AIM OF THE EXERCISE: Gather all lines with "screenshot" from the records.

MATERIAL SUPPLIED:
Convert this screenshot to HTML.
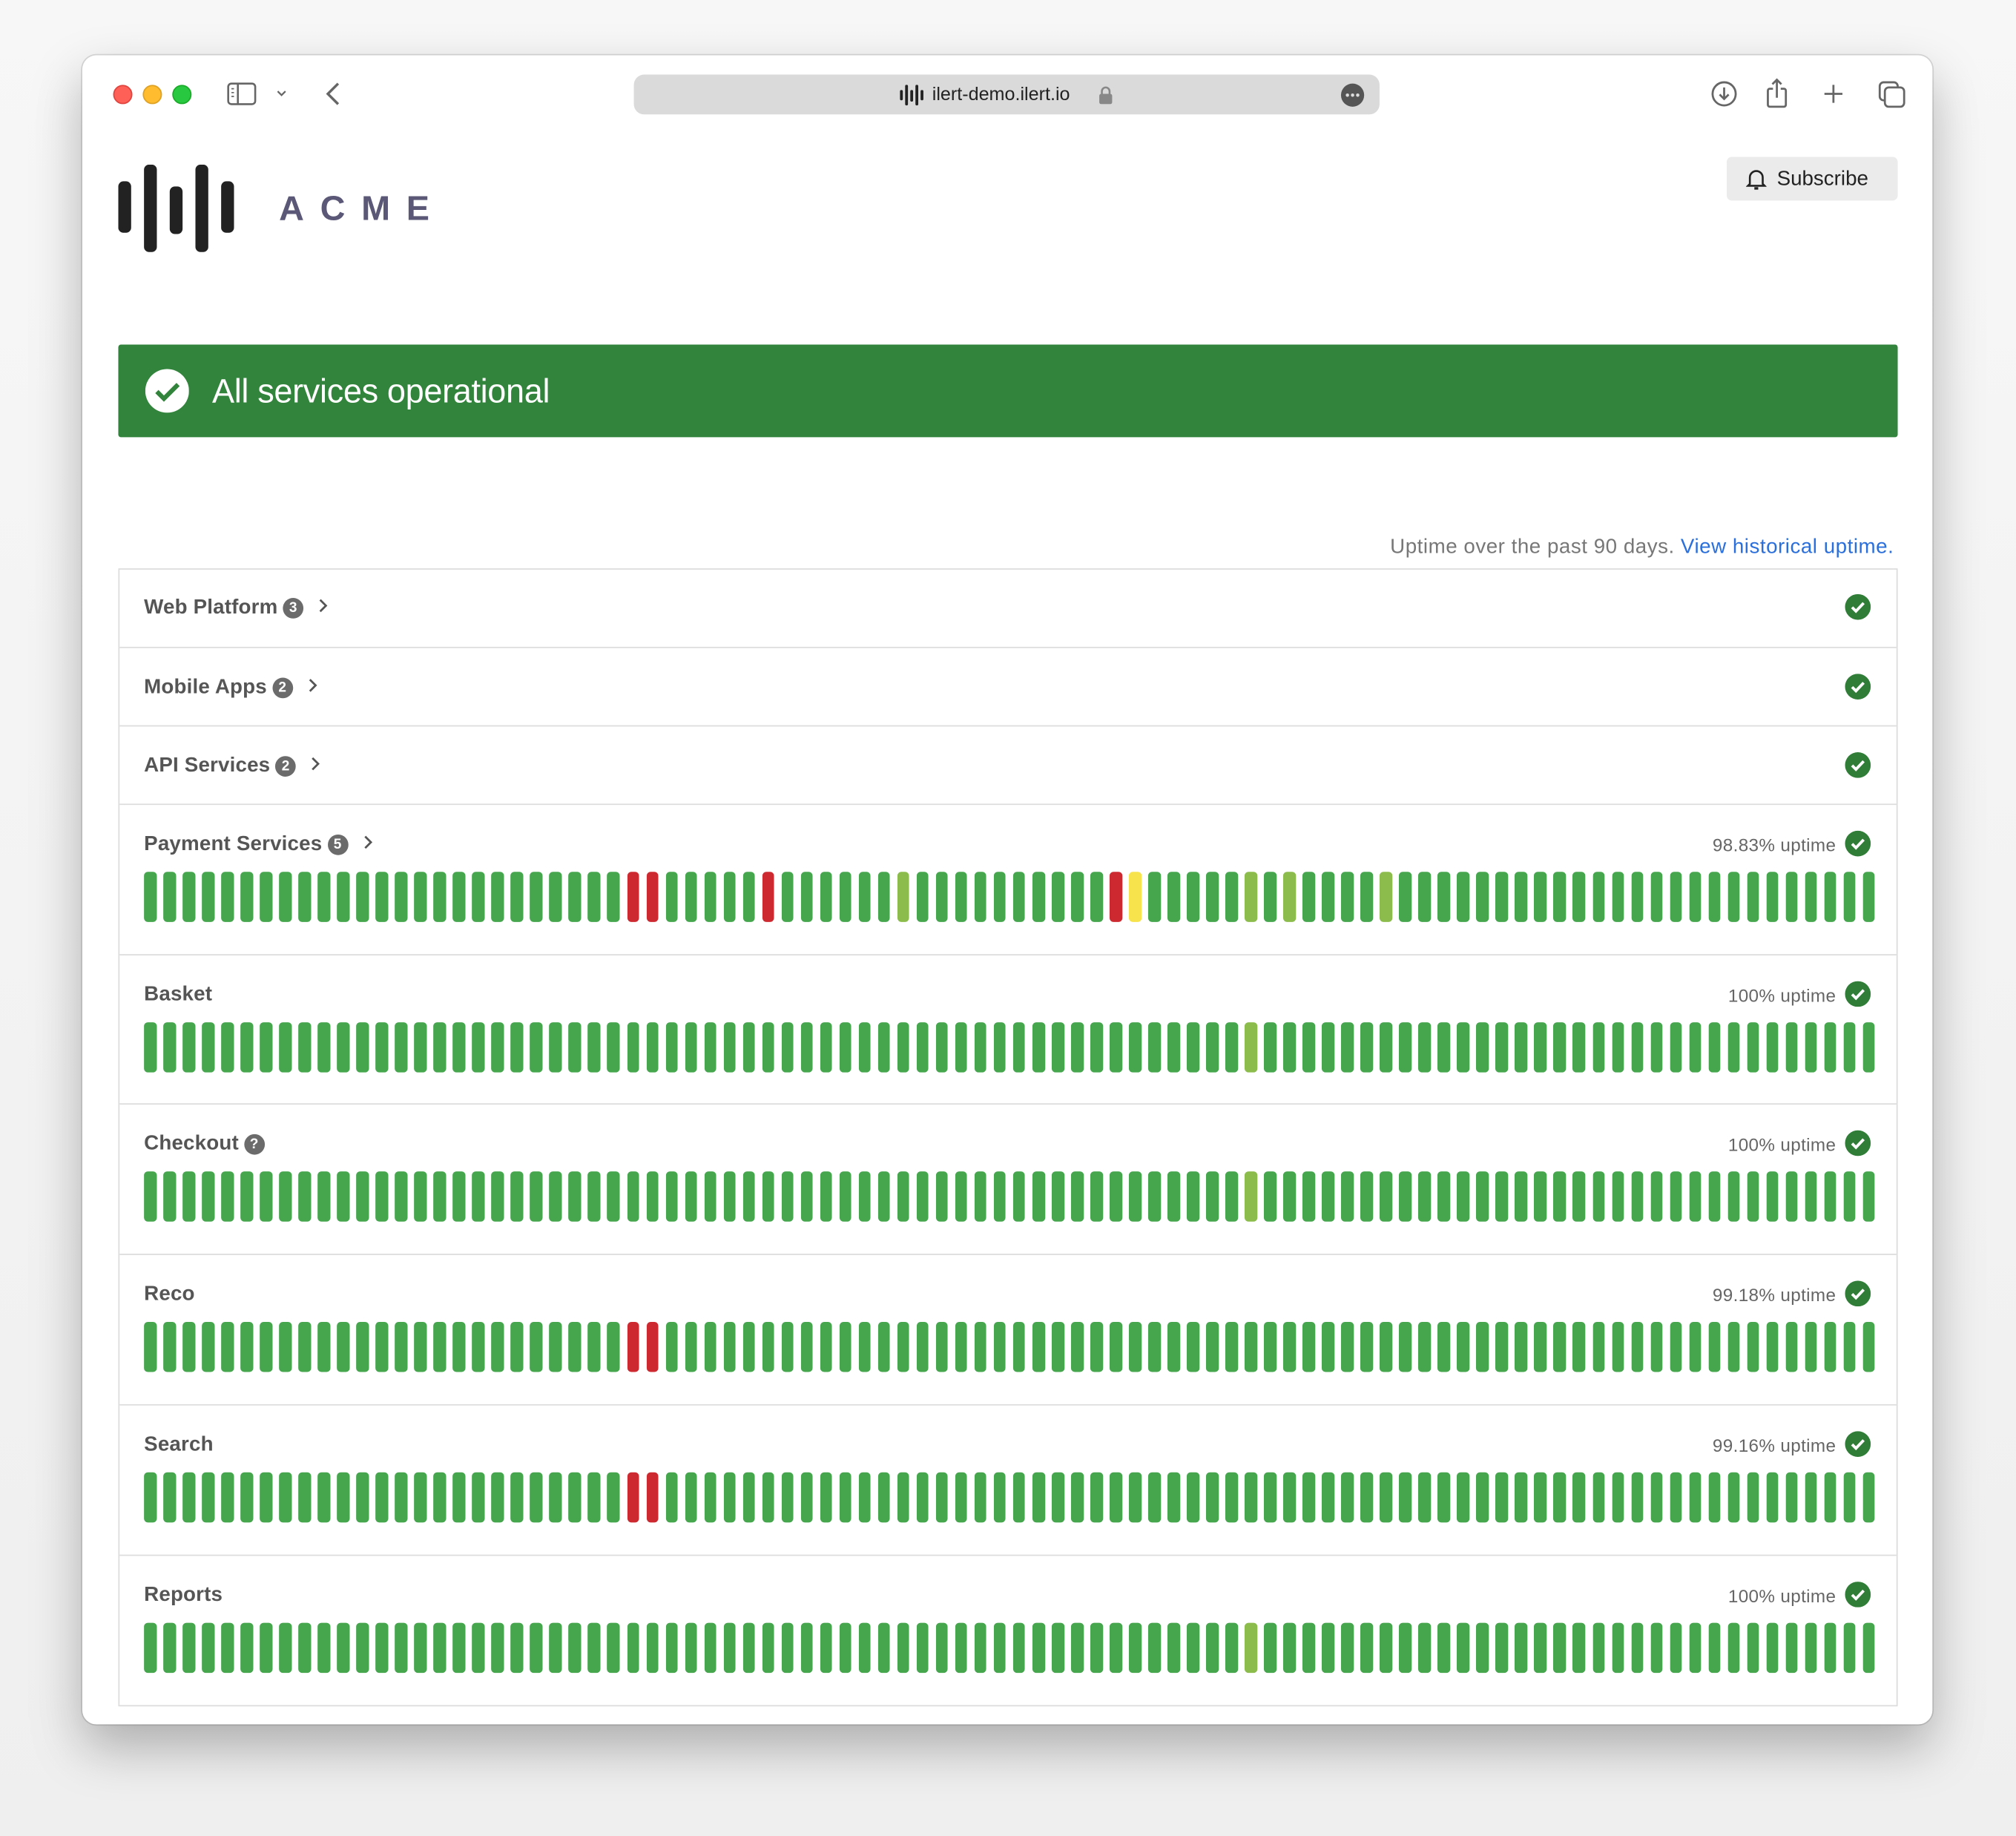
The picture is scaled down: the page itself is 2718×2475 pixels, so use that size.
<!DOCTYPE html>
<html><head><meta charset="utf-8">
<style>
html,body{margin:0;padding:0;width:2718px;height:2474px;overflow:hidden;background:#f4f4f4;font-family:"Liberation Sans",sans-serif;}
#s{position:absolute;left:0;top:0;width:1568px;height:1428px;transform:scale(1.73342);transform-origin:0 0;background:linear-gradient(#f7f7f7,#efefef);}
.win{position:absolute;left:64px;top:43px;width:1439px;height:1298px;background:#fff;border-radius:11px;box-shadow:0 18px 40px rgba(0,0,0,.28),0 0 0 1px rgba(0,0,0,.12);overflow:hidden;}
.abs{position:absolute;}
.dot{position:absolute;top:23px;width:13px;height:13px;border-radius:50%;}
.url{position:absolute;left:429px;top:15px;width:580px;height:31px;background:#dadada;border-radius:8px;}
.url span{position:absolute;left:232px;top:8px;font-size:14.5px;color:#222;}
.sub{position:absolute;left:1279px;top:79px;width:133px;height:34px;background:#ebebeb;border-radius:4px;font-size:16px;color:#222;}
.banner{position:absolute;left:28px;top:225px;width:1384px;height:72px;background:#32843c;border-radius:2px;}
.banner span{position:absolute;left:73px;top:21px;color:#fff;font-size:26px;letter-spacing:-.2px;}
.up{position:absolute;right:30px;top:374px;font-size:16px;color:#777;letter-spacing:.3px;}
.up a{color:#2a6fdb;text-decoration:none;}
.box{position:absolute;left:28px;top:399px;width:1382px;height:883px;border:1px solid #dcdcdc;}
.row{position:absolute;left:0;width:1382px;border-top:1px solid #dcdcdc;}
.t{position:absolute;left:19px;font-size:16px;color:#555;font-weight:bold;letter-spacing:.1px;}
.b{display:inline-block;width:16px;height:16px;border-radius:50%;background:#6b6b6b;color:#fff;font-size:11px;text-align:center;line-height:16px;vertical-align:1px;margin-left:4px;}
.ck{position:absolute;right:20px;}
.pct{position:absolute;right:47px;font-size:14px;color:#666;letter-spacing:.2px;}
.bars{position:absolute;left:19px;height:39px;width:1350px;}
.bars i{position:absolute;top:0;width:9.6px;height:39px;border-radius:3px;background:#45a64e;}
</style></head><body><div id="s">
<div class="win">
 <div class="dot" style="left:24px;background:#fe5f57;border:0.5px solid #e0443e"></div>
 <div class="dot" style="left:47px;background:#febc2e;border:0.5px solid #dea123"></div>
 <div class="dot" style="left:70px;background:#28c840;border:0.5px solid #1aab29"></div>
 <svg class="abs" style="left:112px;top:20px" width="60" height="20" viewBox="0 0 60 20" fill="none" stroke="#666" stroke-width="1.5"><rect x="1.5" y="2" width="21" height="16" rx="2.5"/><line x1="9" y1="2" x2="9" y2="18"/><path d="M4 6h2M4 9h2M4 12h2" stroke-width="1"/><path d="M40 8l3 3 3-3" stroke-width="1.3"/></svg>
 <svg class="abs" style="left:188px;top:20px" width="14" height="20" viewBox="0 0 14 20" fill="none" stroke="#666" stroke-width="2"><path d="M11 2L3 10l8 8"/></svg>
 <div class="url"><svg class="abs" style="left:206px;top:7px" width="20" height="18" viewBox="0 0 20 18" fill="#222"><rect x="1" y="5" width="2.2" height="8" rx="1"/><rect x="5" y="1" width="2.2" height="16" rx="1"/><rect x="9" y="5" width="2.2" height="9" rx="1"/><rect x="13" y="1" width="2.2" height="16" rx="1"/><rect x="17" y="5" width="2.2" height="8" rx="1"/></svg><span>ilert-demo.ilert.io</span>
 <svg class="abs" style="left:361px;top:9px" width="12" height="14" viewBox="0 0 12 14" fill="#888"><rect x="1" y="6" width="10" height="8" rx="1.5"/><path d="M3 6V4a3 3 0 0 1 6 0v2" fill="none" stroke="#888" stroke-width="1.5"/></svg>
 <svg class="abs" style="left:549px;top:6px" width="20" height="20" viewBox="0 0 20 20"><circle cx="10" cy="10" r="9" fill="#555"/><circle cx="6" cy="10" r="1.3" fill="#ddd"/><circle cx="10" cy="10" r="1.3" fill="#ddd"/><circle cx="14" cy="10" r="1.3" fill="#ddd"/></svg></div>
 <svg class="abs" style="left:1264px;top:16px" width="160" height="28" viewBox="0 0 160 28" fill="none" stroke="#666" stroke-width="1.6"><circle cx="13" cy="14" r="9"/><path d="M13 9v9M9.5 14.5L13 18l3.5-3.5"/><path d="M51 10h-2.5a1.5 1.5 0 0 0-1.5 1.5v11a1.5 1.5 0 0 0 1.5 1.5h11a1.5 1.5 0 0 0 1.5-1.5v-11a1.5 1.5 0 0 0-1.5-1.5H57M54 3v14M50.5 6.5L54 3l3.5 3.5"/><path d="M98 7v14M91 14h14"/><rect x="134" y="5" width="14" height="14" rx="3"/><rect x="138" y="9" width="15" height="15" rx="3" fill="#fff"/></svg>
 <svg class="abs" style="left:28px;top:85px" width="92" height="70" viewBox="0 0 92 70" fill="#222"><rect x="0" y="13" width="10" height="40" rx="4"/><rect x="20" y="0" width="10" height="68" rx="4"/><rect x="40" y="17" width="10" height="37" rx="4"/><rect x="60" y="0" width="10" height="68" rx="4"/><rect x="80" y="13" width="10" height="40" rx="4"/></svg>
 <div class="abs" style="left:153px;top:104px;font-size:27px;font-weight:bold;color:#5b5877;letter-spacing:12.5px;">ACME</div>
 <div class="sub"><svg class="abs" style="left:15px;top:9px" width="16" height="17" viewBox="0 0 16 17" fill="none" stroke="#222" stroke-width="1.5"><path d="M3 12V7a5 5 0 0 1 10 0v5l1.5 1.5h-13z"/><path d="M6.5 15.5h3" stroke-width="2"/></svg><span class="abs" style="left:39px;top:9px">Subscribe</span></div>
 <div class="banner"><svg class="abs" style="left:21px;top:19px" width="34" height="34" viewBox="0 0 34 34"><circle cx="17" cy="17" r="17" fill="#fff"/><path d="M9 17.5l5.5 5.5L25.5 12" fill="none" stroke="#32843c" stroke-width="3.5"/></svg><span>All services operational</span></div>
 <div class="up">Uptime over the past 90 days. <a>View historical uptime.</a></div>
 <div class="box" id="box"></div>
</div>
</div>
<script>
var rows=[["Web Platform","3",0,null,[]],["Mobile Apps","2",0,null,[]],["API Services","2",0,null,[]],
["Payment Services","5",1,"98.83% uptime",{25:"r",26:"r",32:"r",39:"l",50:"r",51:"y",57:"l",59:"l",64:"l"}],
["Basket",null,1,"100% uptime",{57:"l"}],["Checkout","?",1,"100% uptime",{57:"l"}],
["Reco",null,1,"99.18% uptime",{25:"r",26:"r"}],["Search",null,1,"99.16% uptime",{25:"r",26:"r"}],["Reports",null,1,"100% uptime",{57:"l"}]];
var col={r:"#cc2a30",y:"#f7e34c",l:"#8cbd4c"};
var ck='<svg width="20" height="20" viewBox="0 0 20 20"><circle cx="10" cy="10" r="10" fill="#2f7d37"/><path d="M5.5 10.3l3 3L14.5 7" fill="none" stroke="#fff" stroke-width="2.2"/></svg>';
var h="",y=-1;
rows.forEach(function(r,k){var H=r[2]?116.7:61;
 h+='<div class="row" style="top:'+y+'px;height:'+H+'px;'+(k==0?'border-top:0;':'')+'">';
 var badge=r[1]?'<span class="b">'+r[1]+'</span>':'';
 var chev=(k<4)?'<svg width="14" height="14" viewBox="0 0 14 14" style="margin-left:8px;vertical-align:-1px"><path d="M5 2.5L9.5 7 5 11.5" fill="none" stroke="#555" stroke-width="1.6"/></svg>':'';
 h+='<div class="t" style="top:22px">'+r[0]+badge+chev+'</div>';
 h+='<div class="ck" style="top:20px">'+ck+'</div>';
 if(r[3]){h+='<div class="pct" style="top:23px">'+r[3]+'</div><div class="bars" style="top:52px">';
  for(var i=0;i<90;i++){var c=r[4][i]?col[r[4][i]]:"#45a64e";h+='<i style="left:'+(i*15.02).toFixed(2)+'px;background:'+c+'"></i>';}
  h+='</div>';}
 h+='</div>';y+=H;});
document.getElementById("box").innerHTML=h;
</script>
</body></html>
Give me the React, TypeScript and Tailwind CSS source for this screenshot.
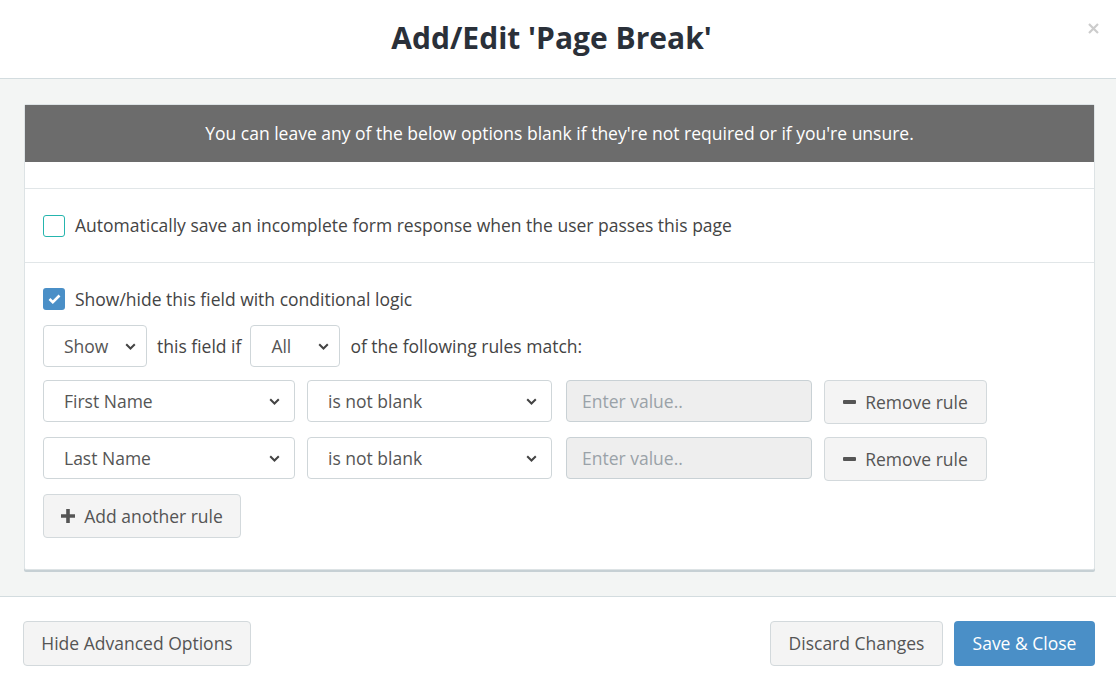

ANSWER TO THE PROBLEM:
Convert this screenshot to HTML.
Give me the React, TypeScript and Tailwind CSS source for this screenshot.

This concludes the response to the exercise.